The constitutional wording does not encourage, discourage, require, or prohibit the use of any particular method for awarding the state’s electoral votes.
As a result of changes in state laws enacted since 1789, the people have the right to vote for presidential electors in 100% of the states, there are no property requirements for voting in any state, and the state-by-state winner-take-all rule is used by 48 of the 50 states.
so if several RAT states have enough RAT voters to negate voters in other states, popular voting is a hindrance because as i see it, that's where the electoral votes come into play
The ascertainment has to be delivered on or before the day the electoral vote is made. Maybe “Compact” states will have to send 2 slates of electors if they can do that.
I am not sure what is your point; but I think you are saying, given that the SCOTUS has confirmed states have comprehensive rights to appoint Electors, the proposed NPVI is lawful.

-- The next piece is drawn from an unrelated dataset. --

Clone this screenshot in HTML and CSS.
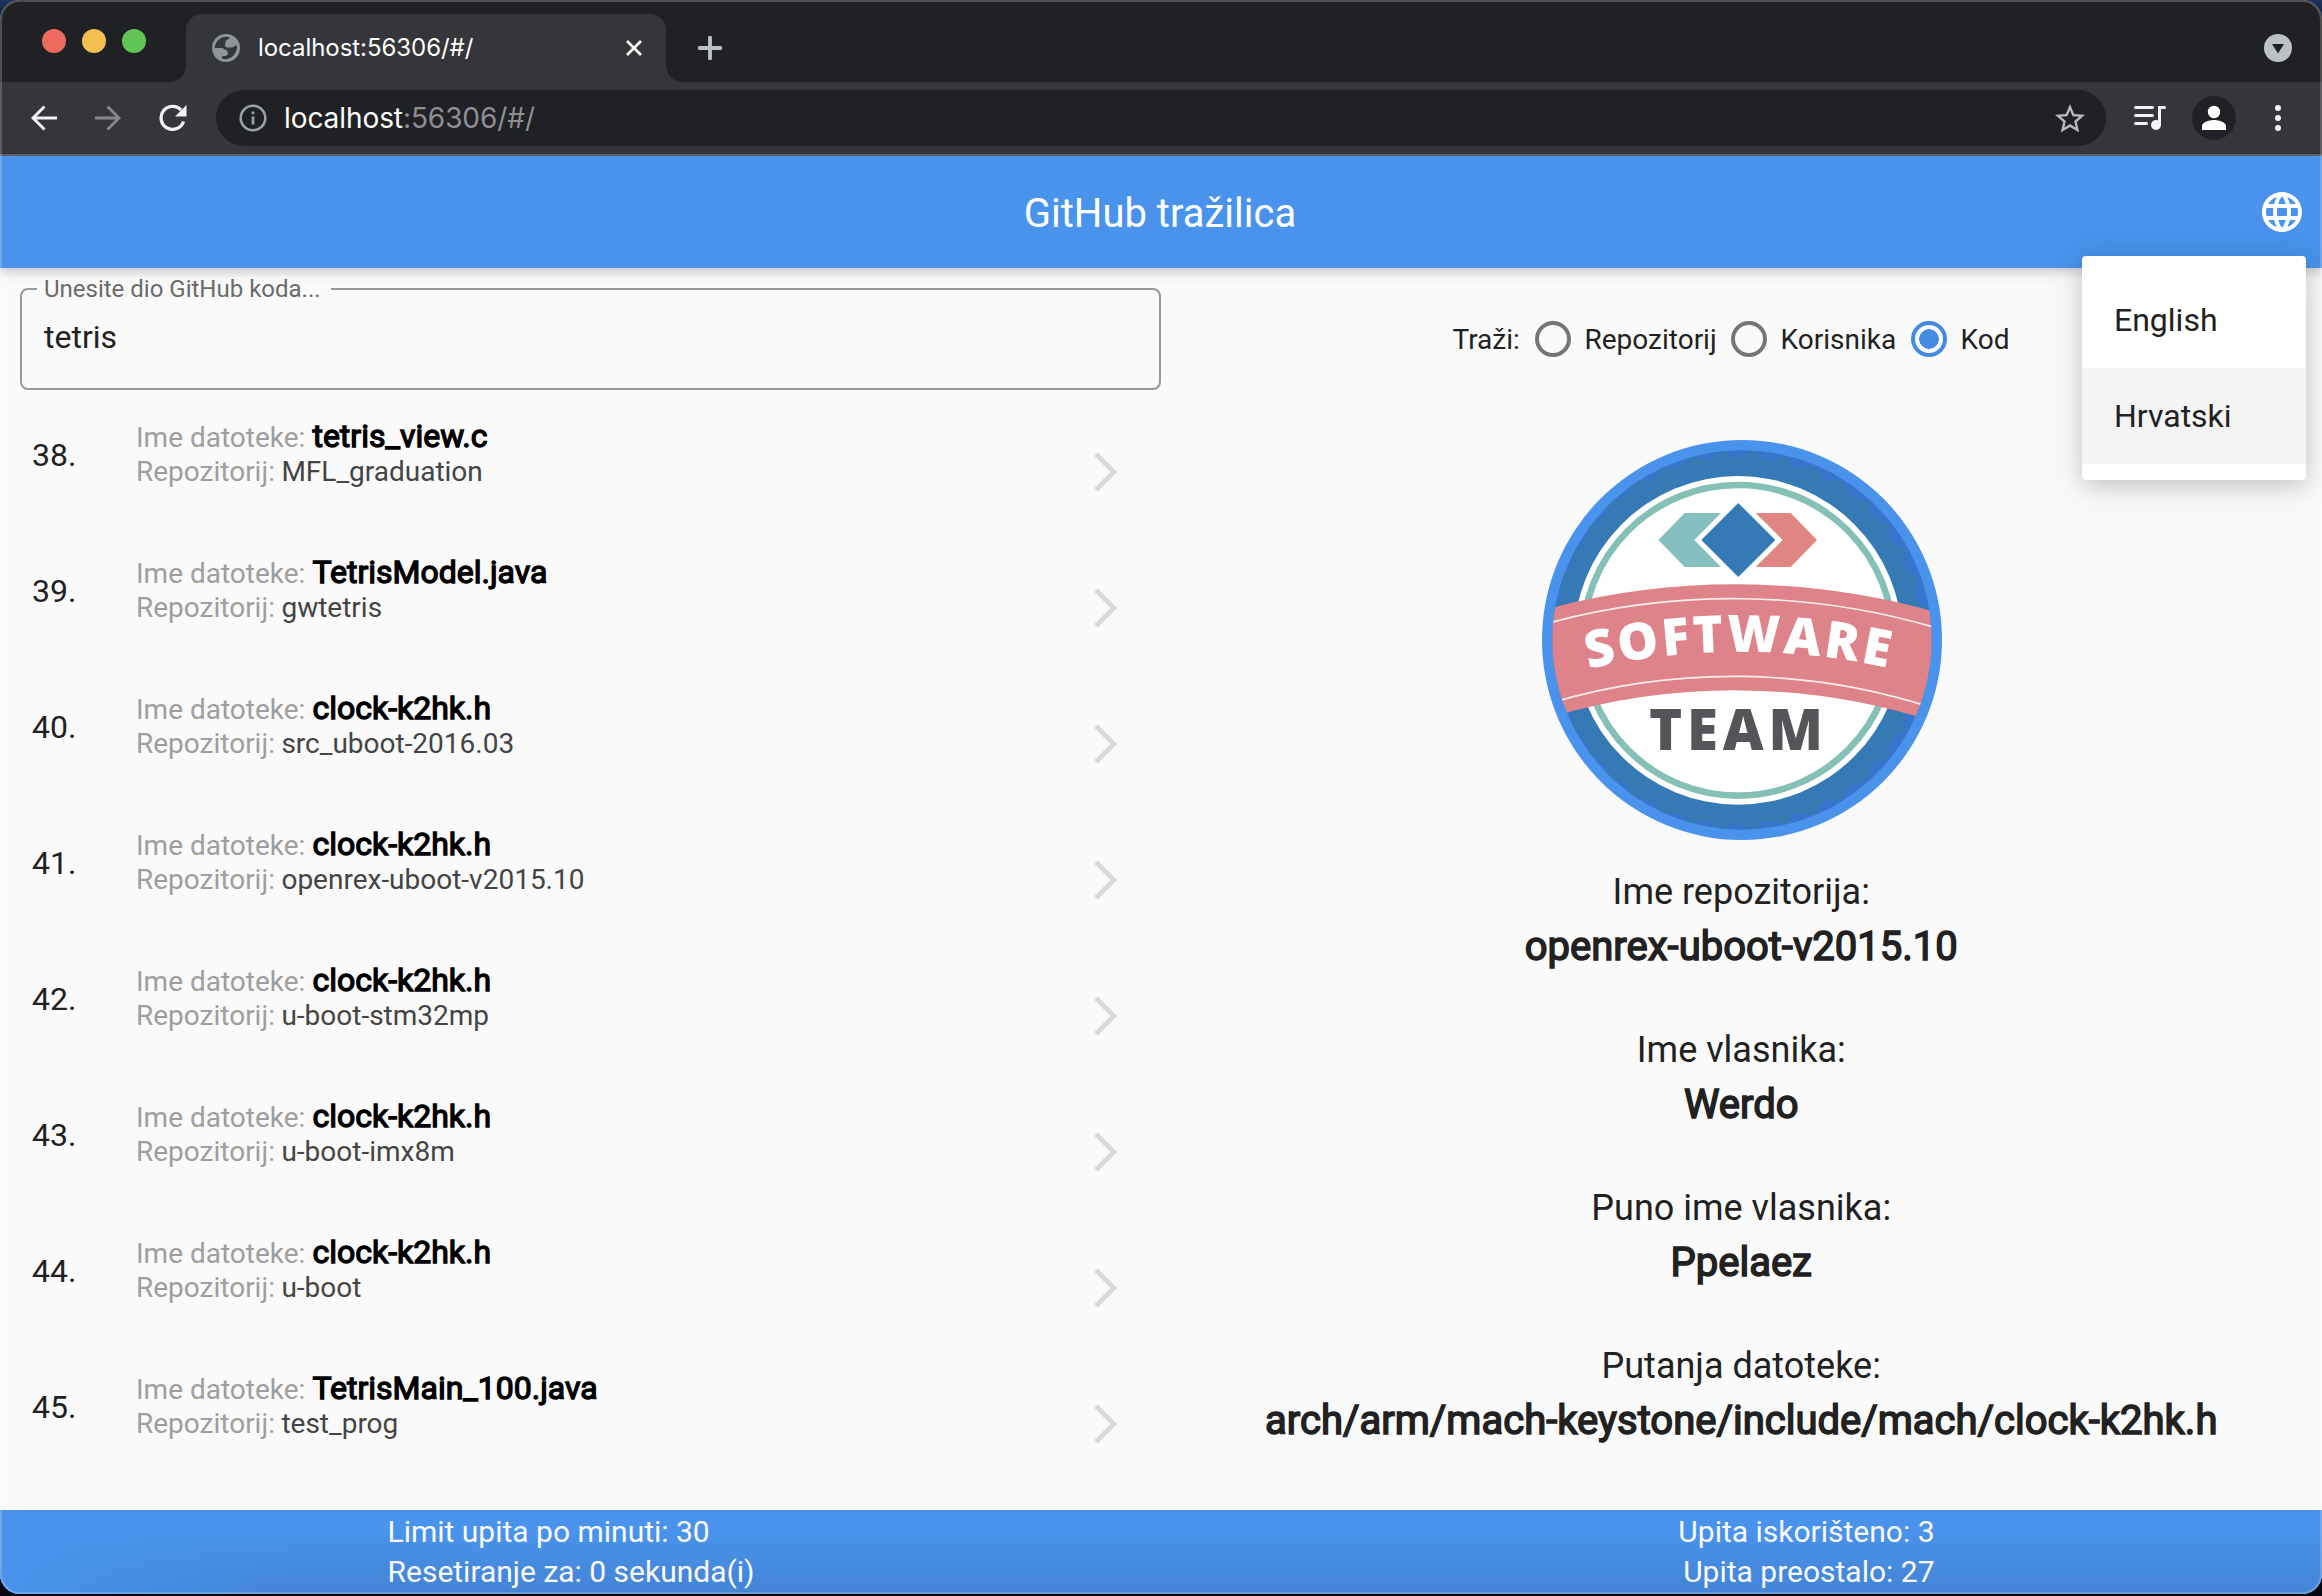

I disagree; and so does Professor Lowenstein, UCLA (LAW). See, regardless of whether a state’s Appointment of its own Electors can be said to be consistent with the Constitution; the Constitution definitely does not say, one state can ‘pick’ the Electors of another. And by compelling Electors to cast their votes in accordance with the votes in other states, the NPV law essentially converts one state’s Electors into Electors acting as if they were Appointed by another. The state has no legal right under its plenary authority, to give away its Electors.
The Founding Fathers only said in the U.S. Constitution about presidential elections (only after debating among 60 ballots for choosing a method): “Each State shall appoint, in such Manner as the Legislature thereof may direct, a Number of Electors . . .” The U.S. Supreme Court has repeatedly characterized the authority of the state legislatures over the manner of awarding their electoral votes as “plenary” and “exclusive.”